Search interest in "semiconductor manufacturing helium" registered a normalized value of 57 as of March 21, also starting from zero a year ago. The search behavior is consistent across broad helium supply queries and specific semiconductor-application queries, which is the pattern of a genuine supply concern spreading across professional and research audiences rather than a surface-level news story.
Why This Is Structural, Not Just a Headline
Three features make this more than a temporary disruption story.
First, helium is non-substitutable at advanced nodes. Unlike some industrial gases where a process chemistry adjustment can allow substitution, helium's role in semiconductor manufacturing is driven by physical properties — thermal conductivity, atomic size, inertness — that no available gas replicates at equivalent cost and process stability. TSMC, Samsung, and Intel have all invested in leak-detection and process optimization around helium as a fixed input, not as a flexible variable.
Second, new helium supply is extremely slow to develop. The gas is a byproduct of natural gas extraction from specific geological formations that are rare. The largest incremental production expansions underway are in Tanzania and the US (Wyoming and Kansas), but both are multi-year development timelines from announcement to meaningful commercial output. There is no near-term supply response that matches the pace of the current disruption.
Third, demand is rising, not falling. The AI infrastructure buildout has driven semiconductor fab utilization to elevated levels. TSMC's management referenced reaching capacity limits on advanced nodes in early 2026 reporting. Higher fab utilization means higher per-unit helium consumption, precisely when supply is becoming less reliable.
The Equity Exposure Map
Direct beneficiaries:
Linde plc (LINDE, NYSE) and Air Products and Chemicals (APD, NYSE) are the two largest industrial gas distributors globally and the primary commercial intermediaries for helium supply to semiconductor fabs. A tighter helium market raises contract prices and improves the pricing power of the gas distribution business. Linde in particular holds long-term contracts with major producers and customers, and it operates in a structure where supply scarcity improves its negotiating position with both producers and buyers. Air Products has similar exposure.
Companies at risk:
TSMC (TSM, NYSE) is the most directly exposed in absolute terms. TSMC's 2nm and 3nm fabs in Taiwan are the highest-volume consumers of helium in advanced semiconductor manufacturing globally. Any sustained elevation in helium prices increases per-wafer production cost. TSMC's pricing power on leading-edge wafers has historically been strong enough to pass input cost increases through, but the pass-through timeline creates a margin compression window.

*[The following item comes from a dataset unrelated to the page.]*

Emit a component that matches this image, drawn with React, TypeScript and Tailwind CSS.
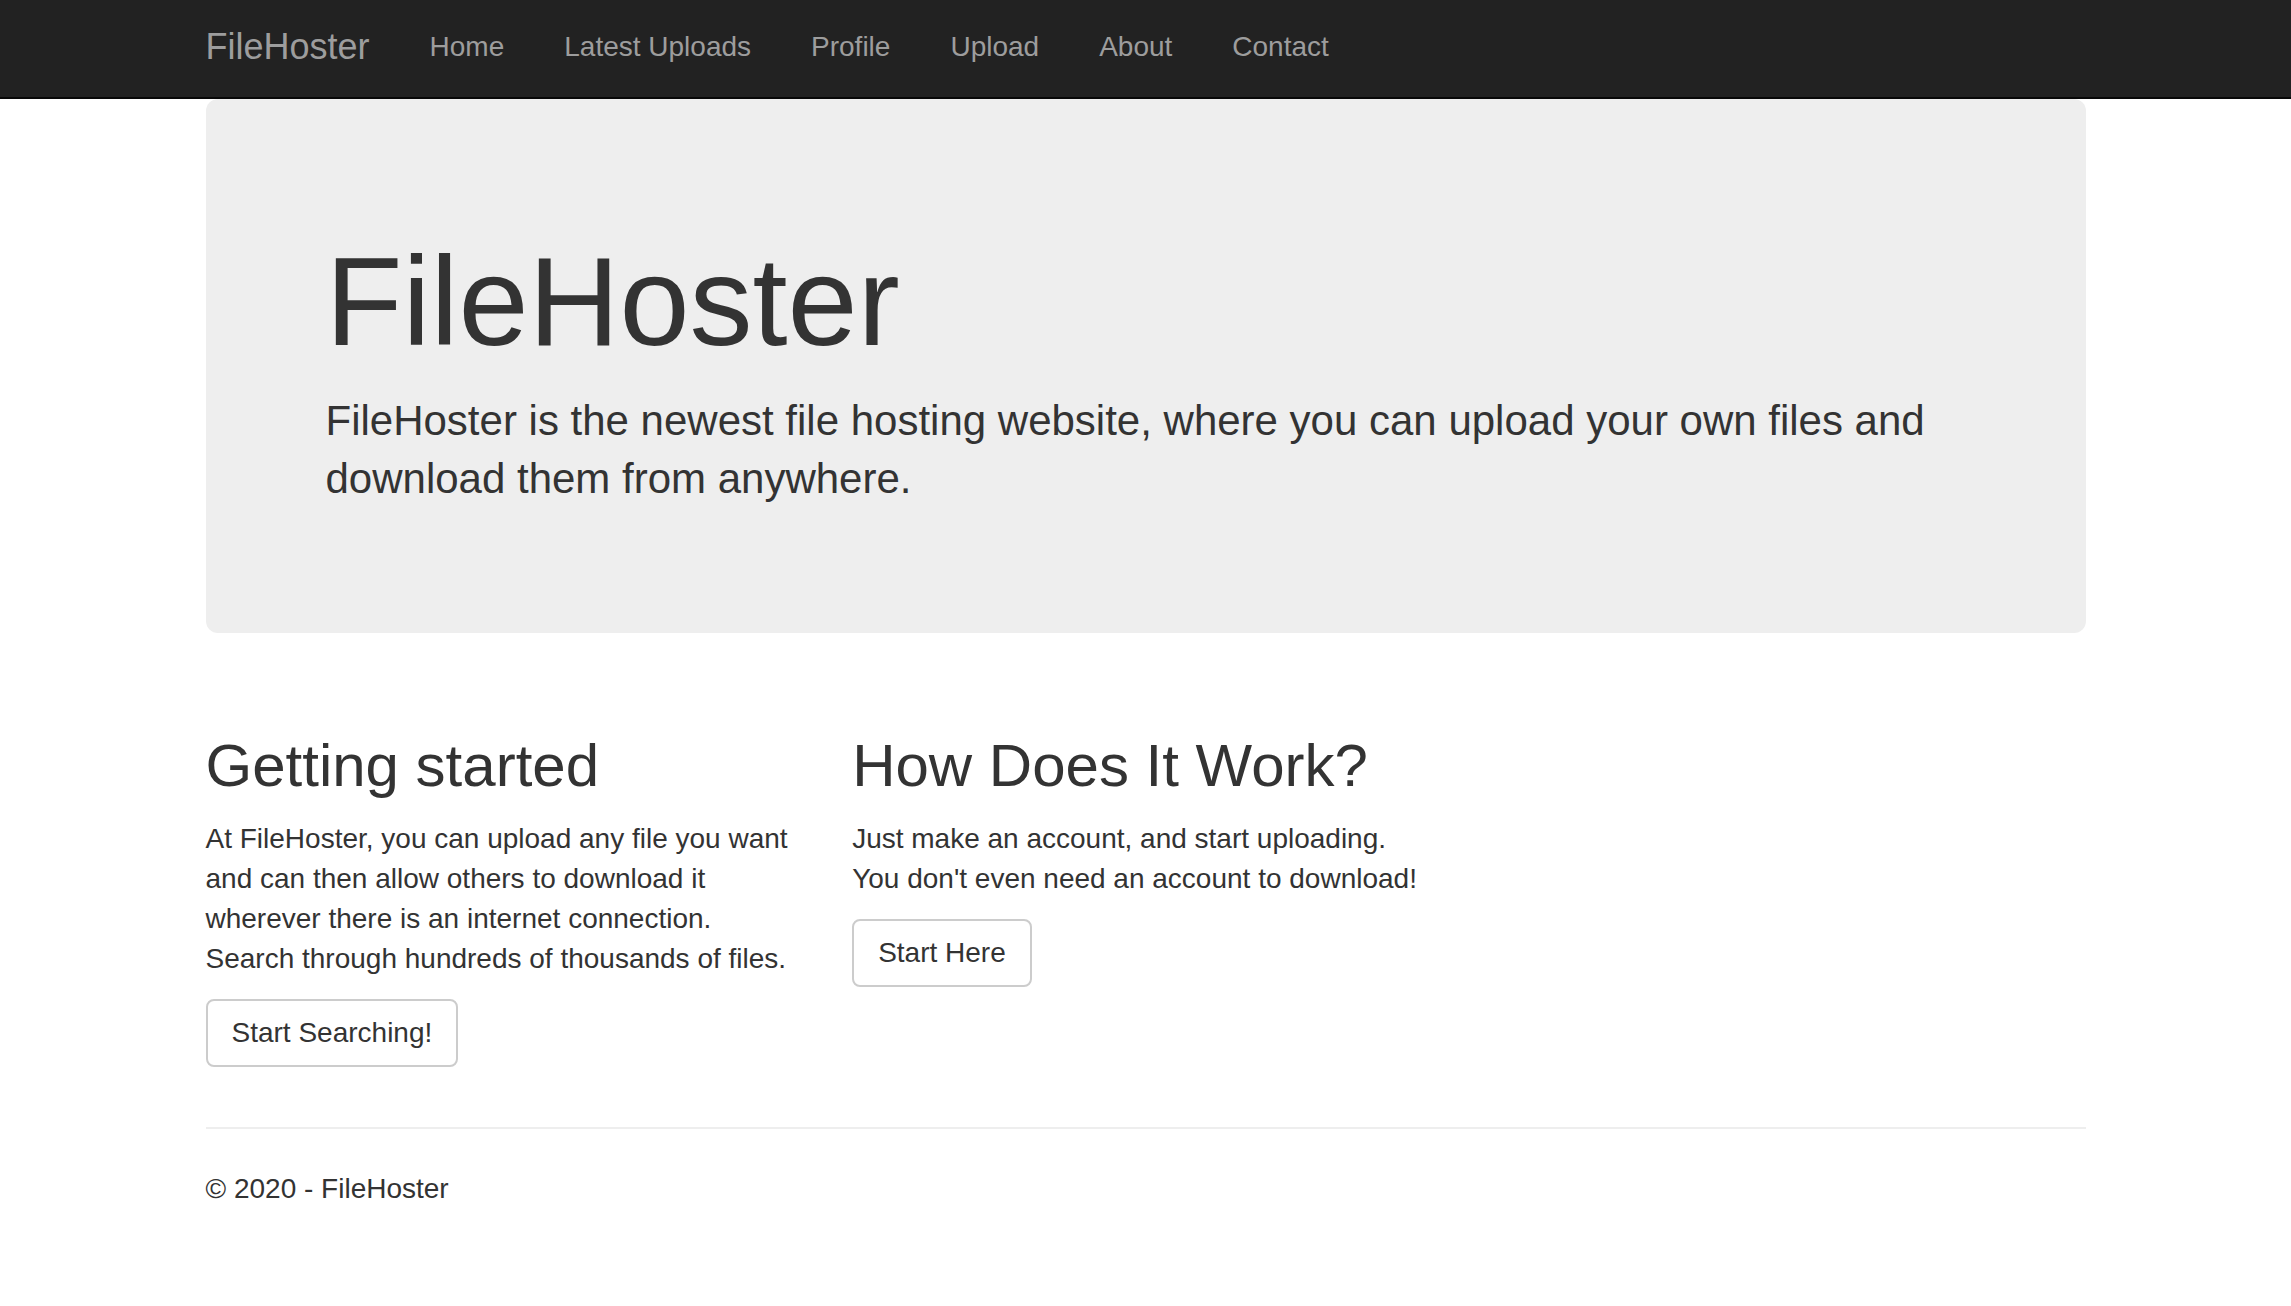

Intel (INTC, NASDAQ) and Samsung (005930, KRX) face similar exposure on their leading-edge processes, though at lower absolute volumes than TSMC. Applied Materials (AMAT, NASDAQ) and other equipment makers face indirect exposure through customer demand: if helium supply constraints slow wafer starts, equipment orders for capacity expansion slow alongside them.
Super Micro Computer (SMCI, NASDAQ) and server assemblers that depend on available GPU and AI chip supply have second-order exposure — helium constraints that slow leading-edge fab output would extend the timeline on which AI hardware supply can scale to meet demand.
What Could Change the Thesis
A ceasefire or de-escalation in the US-Iran conflict is the most direct path to resolving the Qatari supply disruption. A rapid resolution would reduce the urgency of the helium supply concern. Separately, if the Wyoming and Kansas domestic helium expansion projects accelerate beyond current timelines, that would relieve pressure from the eastern hemisphere side of the balance.
The one caveat: search interest in helium shortage is now elevated, which means this thesis has begun entering mainstream investment consciousness. The edge lies in understanding the specific exposure transmission — which companies, through which mechanisms — rather than in simply knowing the headline.
Monitoring Signals
Four data points to track: Linde and Air Products pricing commentary on industrial gas contracts in Q1 2026 earnings calls, specifically any language around helium contract tightening. TSMC's next quarterly update for any commentary on input cost trends. Spot market price reports for crude helium, which are published by the US Bureau of Land Management. And Google Search volume for "helium price" and "helium semiconductor" over the next 4 to 8 weeks — if those queries continue rising, the market is still in the discovery phase of processing this constraint.
This is for informational purposes only and does not constitute investment advice.